Dura and Farr dressed as usual in the clothes the family had loaned them. But Toba told them quietly that, this time, they should go unclothed. Dura peeled off the thick material of her coverall with an odd reluctance; she could hardly say she had grown used to it, but in the bustling streets she knew she would feel exposed — conspicuously naked.
Toba pointed, embarrassed, to Dura’s waist. “You’d better leave that behind.”
Dura looked down. Her frayed length of rope was knotted, as always, at her waist, and her small knife and scraper were comforting, hard presences just above her hips at her back. Reflexively her hands flew to the rope.
Toba looked at Ito helplessly. Ito came to Dura hesitantly, her hands folded together. “It really would be better if you left your things here, Dura. I think I understand how you feel. I can’t imagine how I’d cope in your position. But you don’t need those things of yours, your weapons. You do understand they couldn’t really be much protection to you here anyway…”
“That’s not the point,” Dura said. In her own ears her voice sounded ragged and a little wild. “The point is…”
Toba pushed forward impatiently. “The point is we’re getting late. And if you want to be successful today, Dura — and I assume you do — you’re going to have to think about the effect those crude artifacts of yours would have on a prospective purchaser. Most people in Parz think you’re some kind of half-tamed animal already.”
“Toba…” Ito began.
“I’m sorry, but it’s the truth. And if she goes down the Mall with a knife at her waist — well, we’ll be lucky not to be picked up by the guards before we even reach the Market.”
Farr moved closer to Dura, but she waved him away. “It’s all right, Farr.” Her voice was steadier now. More rational. “He’s right. What use is this stuff anyway? It’s only junk from the upflux.”

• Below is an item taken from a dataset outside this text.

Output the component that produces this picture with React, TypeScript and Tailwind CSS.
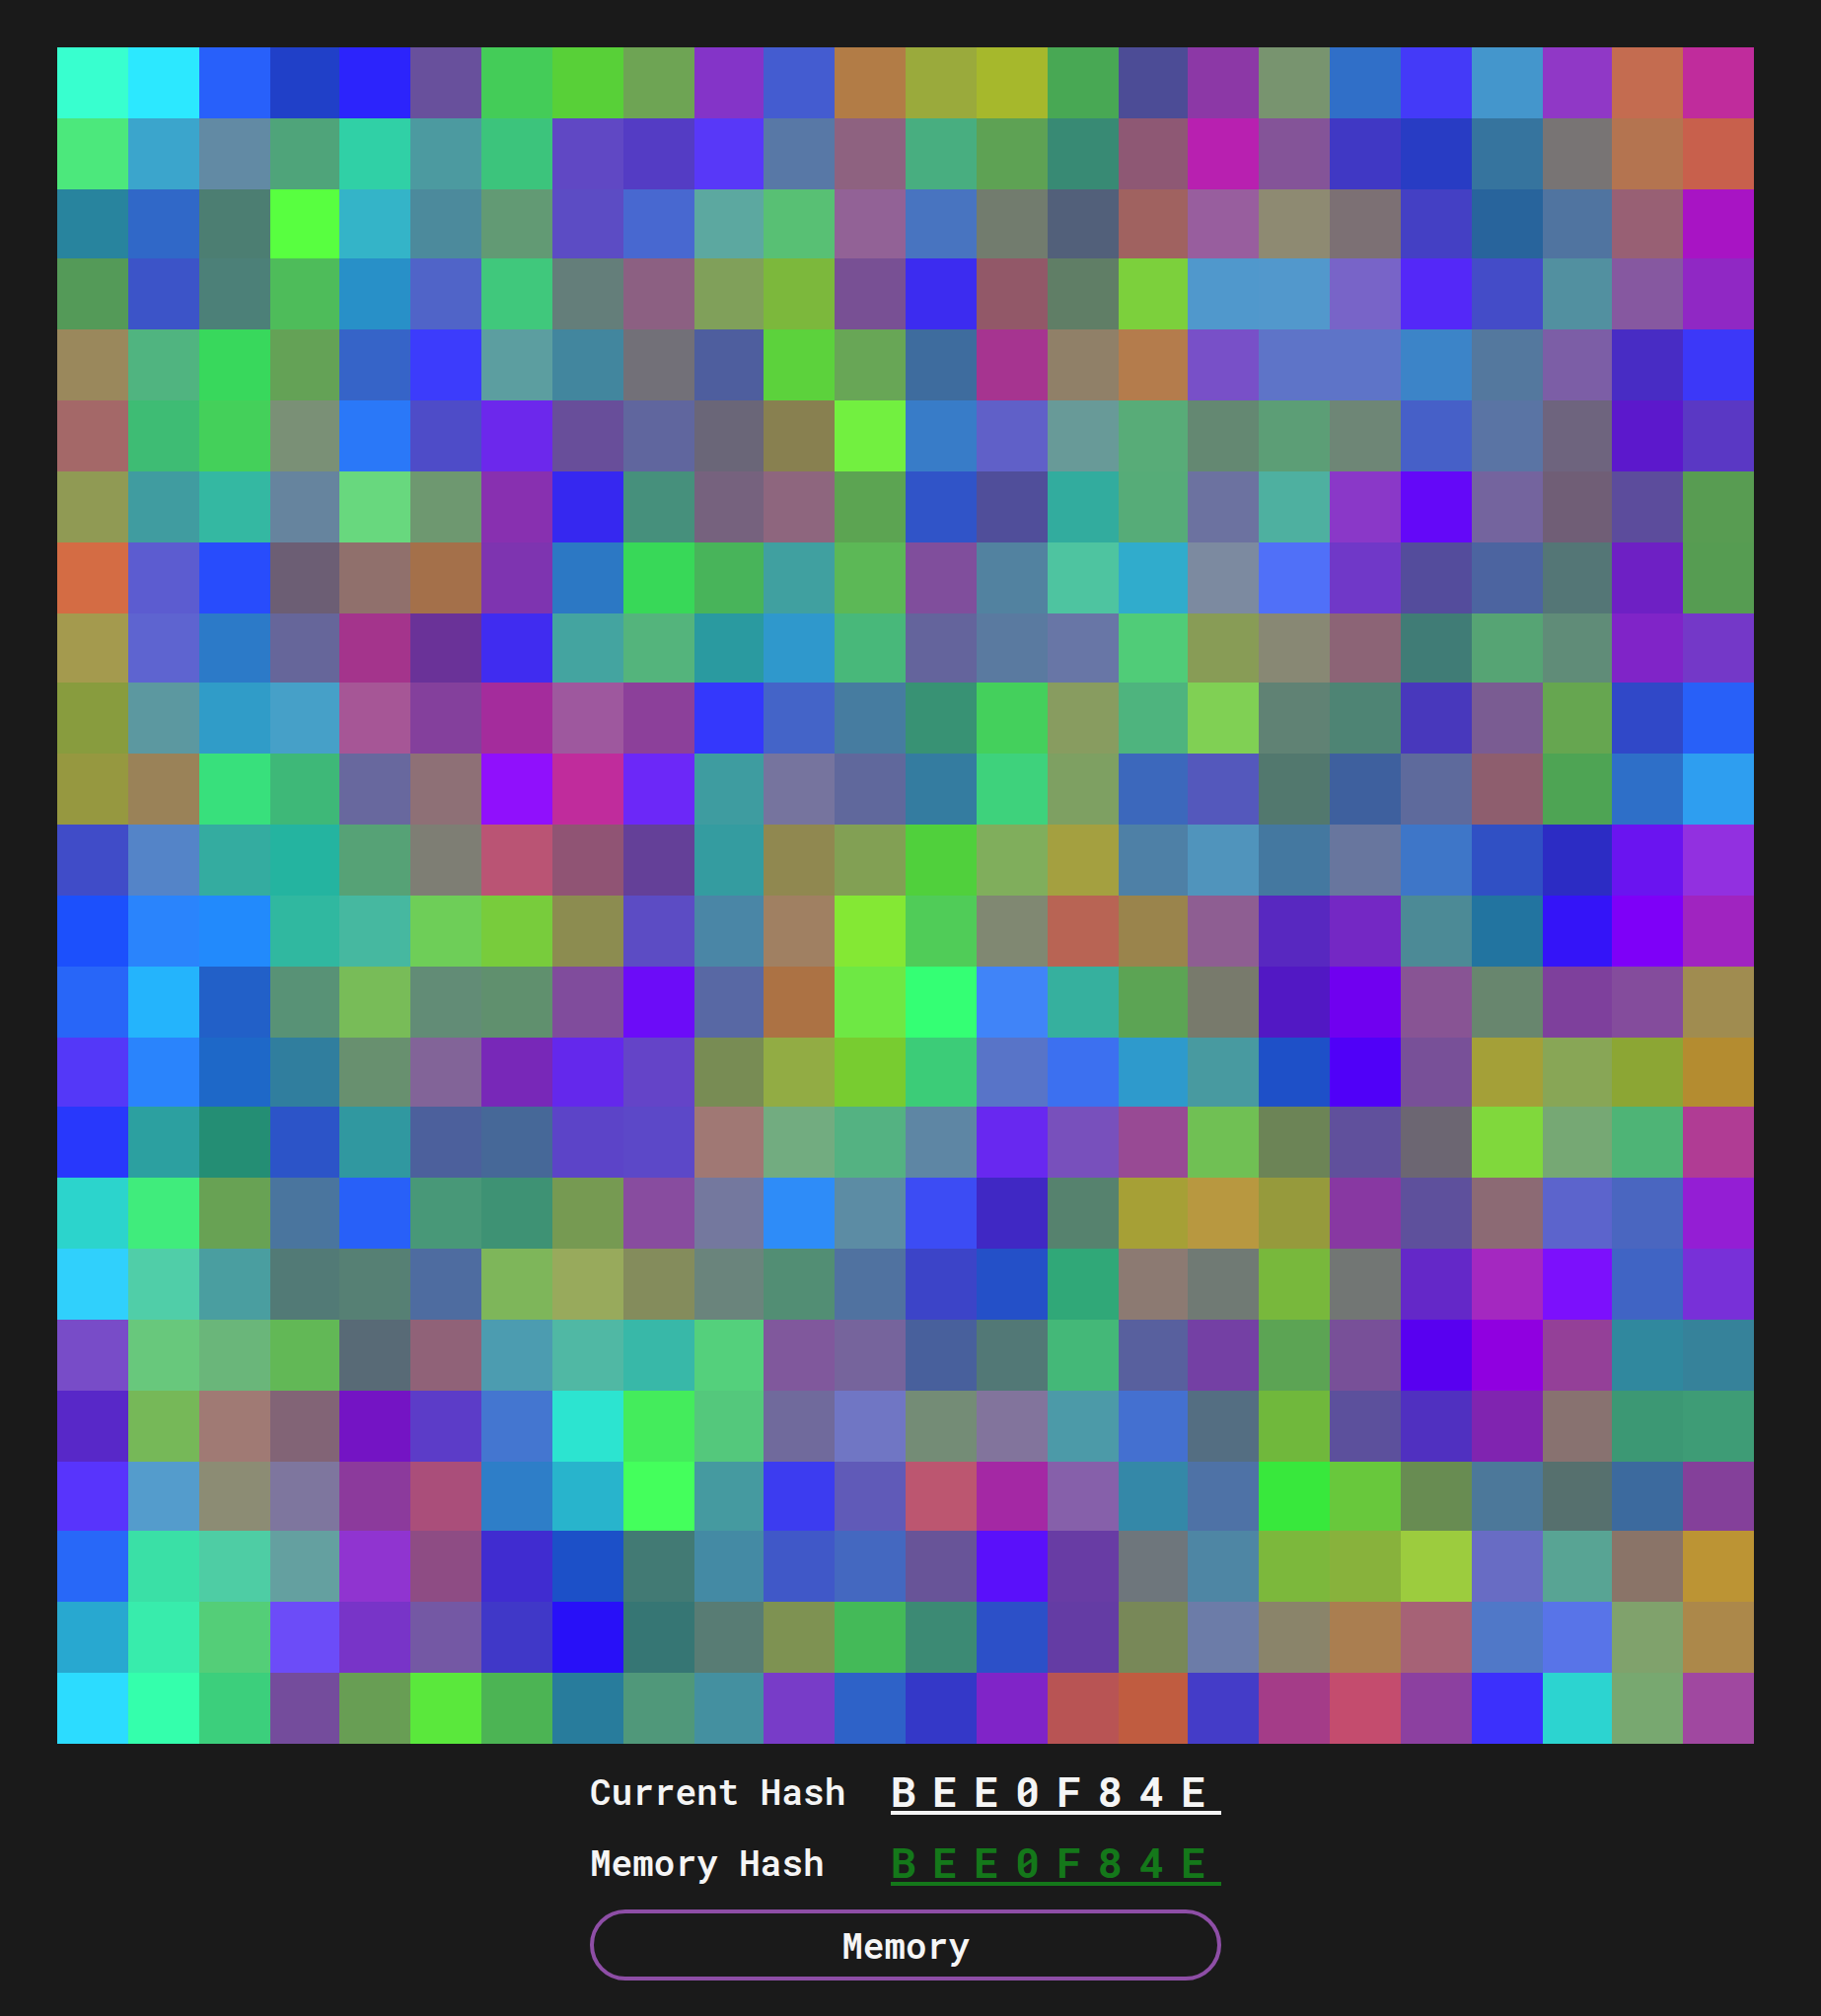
const pixels = [
  ["#38ffcf","#2ce8ff","#2860fa","#2040c8","#2c24fc","#68509c","#44cc58","#58d038","#6ea454","#8434c8","#445cd0","#b27c46","#9aaa3c","#a6b82c","#48a854","#4c4c96","#8c38a6","#78946f","#306fc8","#443af8","#4496cc","#9038c6","#c46c50","#c02c9c"],
  ["#4ce87c","#3ba5cc","#628aa4","#4fa47a","#30d0a6","#4c9aa0","#3cc47c","#6048c4","#543cc4","#5838f8","#5878a6","#8e6280","#48ae80","#5ea254","#388a74","#8e5874","#b820b0","#845498","#4038c4","#283cc4","#36749e","#787474","#b47450","#c8604c"],
  ["#28849e","#3068c8","#4c7e72","#58ff40","#34b4c8","#4c8a9c","#629a74","#5c4cc4","#4868d0","#5ca8a0","#58c074","#926296","#4874c0","#727c6e","#52607a","#a06260","#985e9e","#8e8a72","#7c7074","#4440c4","#28649c","#5074a0","#986074","#a814c4"],
  ["#549a58","#3c54c8","#4c8078","#4ebc5a","#2890c8","#5064c8","#40c87c","#647e7a","#8c6082","#80a05a","#7cb83c","#785094","#3c2cf0","#925868","#607e66","#7cd03c","#5098cc","#5298cc","#7864c8","#5428f8","#444cc8","#5290a0","#8658a0","#9028c4"],
  ["#9a885c","#50b480","#38d85c","#64a256","#3664c8","#3c3cfc","#5c9ea0","#42869e","#727078","#4e5e9e","#5cd23c","#68a656","#3e6c9e","#a63490","#908068","#b47c4c","#7850c8","#5e74c8","#5e74c8","#3c84c8","#54789e","#7c5ea6","#482cc4","#3c38f8"],
  ["#a46868","#3ebc74","#44d05a","#7a9076","#2a78f8","#4e4cc8","#6c28ec","#684e9a","#60669e","#6a6678","#888050","#72f040","#387cc8","#6060c8","#689a98","#58ac78","#648872","#5c9e76","#6e8676","#4660c8","#5a74a4","#6e647e","#5c18cc","#5a38c4"],
  ["#909a54","#409ca0","#34b8a2","#66849e","#68d87e","#6e9870","#8830b0","#3628f0","#46907c","#76627e","#8e667e","#5ca452","#3054c8","#504e9a","#32ac9e","#56ac78","#6c72a0","#4eb0a0","#8a38c8","#6408f8","#74649e","#705e76","#5c4c9c","#589c52"],
  ["#d46c44","#5c5cd0","#284cfc","#6c5e74","#90706c","#a4704a","#7e34b0","#2c78c4","#38d858","#48b45a","#40a0a0","#5cb856","#804e9c","#5282a0","#4ec4a0","#30accc","#7c8aa0","#5070f8","#7038c8","#544c9c","#4c64a0","#547676","#6e20c4","#569c52"],
  ["#a49a4e","#5e64d0","#2c7ac8","#66669a","#a4348c","#6a3298","#402cf0","#44a4a0","#54b47c","#2a9aa0","#2f98cc","#48b87a","#64649c","#5a7aa0","#6876a6","#50cc78","#889c56","#888874","#8c6476","#407c76","#56a474","#608c78","#8024c8","#7438c8"],
  ["#889c3e","#5c98a0","#309cc8","#46a0c8","#a65696","#84409c","#a42c9c","#9e589e","#8c409a","#3438fc","#4464c8","#467ca0","#389274","#44d05c","#889c60","#4eb47e","#80d054","#608274","#4e8474","#4838bc","#7a5c92","#66a650","#3048c8","#2860f8"],
  ["#969840","#9a8258","#38e07c","#3eb878","#68689e","#8e7076","#9010fc","#c02c9c","#6c28f8","#3e9ca0","#76749e","#60689c","#347ca0","#3ed27c","#7ea062","#3c68bc","#5458bc","#52786e","#3e609e","#5e6a9c","#8e5e6e","#4ea454","#2e6fc8","#2e9ef0"],
  ["#404cc8","#5484c8","#34aca0","#24b4a0","#56a276","#7e7e74","#ba5474","#905474","#644098","#349ca0","#908850","#82a054","#50d03c","#80ae5c","#a4a040","#4e80a6","#5094bc","#4478a0","#68769e","#3e76c8","#3050c4","#2c2cc4","#6a14f0","#9230e0"],
  ["#1c50fc","#2a84fc","#228afc","#30b8a0","#46b8a0","#6ece58","#78cc3c","#8c8c50","#5c4cc4","#4a86a6","#a08062","#84e834","#50cc58","#808872","#b86454","#9a844c","#8e5e92","#5828c0","#7428c4","#4c8a96","#2274a0","#3414f8","#7e00f8","#a024c0"],
  ["#2866f8","#24b4fc","#2260c8","#589276","#78bc58","#628c76","#60906e","#804c9c","#6c0cf8","#5868a4","#ac7244","#6ee844","#34ff74","#4084f8","#36b09e","#5ca454","#787a6c","#5218c4","#7000f0","#885494","#68866e","#7e409c","#844c9c","#a08c50"],
  ["#5438f8","#2a84fc","#1e68c8","#307e9e","#68906f","#826498","#7828b8","#6428ec","#6444c8","#788c54","#92ac44","#78cc30","#3ccc78","#5874c8","#3c70f0","#2e9acc","#489aa0","#1e50c8","#5000f8","#785098","#a4a038","#88a656","#8ca634","#b48c30"],
  ["#2838fc","#2ca0a0","#248e74","#2c54c8","#3098a0","#4c609c","#466898","#5c44c8","#5c48c8","#a07874","#72ac80","#54b282","#5e86a4","#6828f0","#7850bc","#984a94","#70c054","#6c8456","#60509c","#6c6672","#80d83c","#76a874","#4eb476","#b03c94"],
  ["#2cd4cc","#40ec7c","#68a254","#4a759e","#2860f8","#489878","#3e9274","#769a52","#884c9f","#74789e","#2e8cf8","#5c8ca4","#3c4cf4","#4028c4","#56826e","#a6a036","#b89840","#969a3c","#8838a2","#5e509c","#8c6a74","#5c64cc","#4a66c0","#941ed4"],
  ["#30d0fc","#50cea8","#4a9ea0","#527a76","#568074","#4e6ca0","#7eb65a","#98aa5c","#848c5c","#6a847c","#528e74","#5072a0","#3c44c8","#2450c8","#30a878","#8c7a72","#707a74","#78b83c","#727674","#6428c8","#a428c0","#7c10fc","#4064c4","#7830d8"],
  ["#784cc8","#68c87c","#6ab67a","#62b856","#586a76","#906278","#4c9cb0","#50b8a4","#38b8a8","#54d07c","#80589c","#76649c","#48609c","#527876","#44b878","#58609e","#7440a4","#5ca454","#785098","#5800f0","#9000e0","#944098","#30889e","#36829a"],
  ["#5828c8","#76b858","#a07a74","#826476","#7414c4","#5c3cc8","#4476d0","#2ce4d0","#44ec5c","#54c87c","#706a9c","#7076c4","#748c76","#82749c","#4c9aa8","#4470d0","#546e82","#70b83c","#5c509c","#5030c0","#8024b0","#887270","#3c9874","#3e9c76"],
  ["#5834fc","#549ccc","#8c8c74","#7e769e","#8c3a9c","#aa4e7a","#2e7ec8","#28b4cc","#44ff5c","#459aa0","#3c3cf0","#605ab8","#bc5670","#a428a4","#8660aa","#3488a8","#4e72a6","#38e83c","#68c83c","#688c52","#4c789a","#56706e","#3c6a9e","#84409a"],
  ["#2868f8","#3ae0a6","#4ecda4","#64a0a0","#9034d0","#8e4c84","#402cd0","#1c50c8","#427a74","#448aa4","#4058c8","#4468c0","#685498","#5a10fa","#683ca4","#6e767c","#4e86a4","#7cb83c","#88b23c","#9ccc3e","#686cc4","#58a494","#8a7468","#bc9434"],
  ["#28a8d0","#38ecac","#54ce78","#6c4cf8","#7834c8","#7458a4","#4038c8","#2810f8","#367674","#587c74","#7e9252","#44ba58","#3c8a74","#2c50c8","#643ca4","#788858","#6c7ca8","#8a846a","#aa7e50","#a66276","#5078c8","#5874e8","#80a26c","#ac884a"],
  ["#2cdcff","#34ffac","#3ccf7c","#744c9c","#689e54","#5ae83c","#4cb454","#287c9c","#50987a","#4490a0","#783cc8","#2e62c8","#3438c8","#8024c8","#b85454","#c05c40","#443cc8","#a43c88","#c44c6e","#8c40a0","#3c30fc","#2cd4d0","#78a870","#a048a0"],
];

const HashRow = ({ label, hash, hashClass }: { label: string; hash: string; hashClass: string }) => (
  <div className="flex h-[72px] items-end">
    <span className="w-[305px] pb-[3px] text-[36px] leading-[42px] font-semibold text-[#f5f5f5]">
      {label}
    </span>
    <span className={`w-[335px] border-b-4 text-[42px] leading-[41px] tracking-[16.8px] font-bold ${hashClass}`}>
      {hash}
    </span>
  </div>
);

export default function App() {
  return (
    <div className="min-h-screen bg-[#1a1a1a] pt-[48px] pl-[58px] pb-[36px] font-['Roboto_Mono','DejaVu_Sans_Mono',monospace]">
      {/* the cells are not all the same size: every sixth track is 2px narrower */}
      <div className="grid w-[1720px] grid-cols-[repeat(3,72px)_70px_repeat(5,72px)_70px_repeat(5,72px)_70px_repeat(5,72px)_70px_repeat(2,72px)] grid-rows-[repeat(2,72px)_70px_repeat(5,72px)_70px_repeat(5,72px)_70px_repeat(5,72px)_70px_repeat(3,72px)]">
        {pixels.flat().map((color, i) => (
          <div key={i} style={{ backgroundColor: color }} />
        ))}
      </div>
      <div className="ml-[540px] w-[640px]">
        <HashRow label="Current Hash" hash="BEE0F84E" hashClass="border-[#f5f5f5] text-[#f5f5f5]" />
        <HashRow label="Memory Hash" hash="BEE0F84E" hashClass="border-[#14781a] text-[#14781a]" />
        <button
          type="button"
          className="mt-[24px] h-[72px] w-full rounded-[36px] border-4 border-[#8e4ea6] text-[36px] font-semibold text-[#f5f5f5]"
        >
          Memory
        </button>
      </div>
    </div>
  );
}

Slowly she unraveled the rope from her waist.
The noise of the Market heated the Air even above the stifling clamminess of the Pole. People swarmed among the stalls which thronged about the huge central Wheel, the colors of their costumes extravagant and clashing. Dura folded her arms across her breasts and belly, intimidated by the layers of staring faces around her.
Farr was quiet, but he seemed calm and watchful.
Toba brought them to a booth — a volume cordoned off from the rest of the Market by a framework of wooden bars. Inside the booth were ten or a dozen adults and children, all subdued, unkempt and shabbily dressed compared to most of the Market’s inhabitants; they stared with dull curiosity at the nakedness of Dura and Farr.
Toba bade the Human Beings enter the booth.
“Now,” he said anxiously, “you do understand what’s happening here, don’t you?”
“Yes,” said Farr, his eyes tight. “You’re going to sell us.”
Toba shook his round head. “Not at all. Anyhow, it’s nothing to do with me. This is a Market for work. Here, you are going to sell your labor — not yourselves.”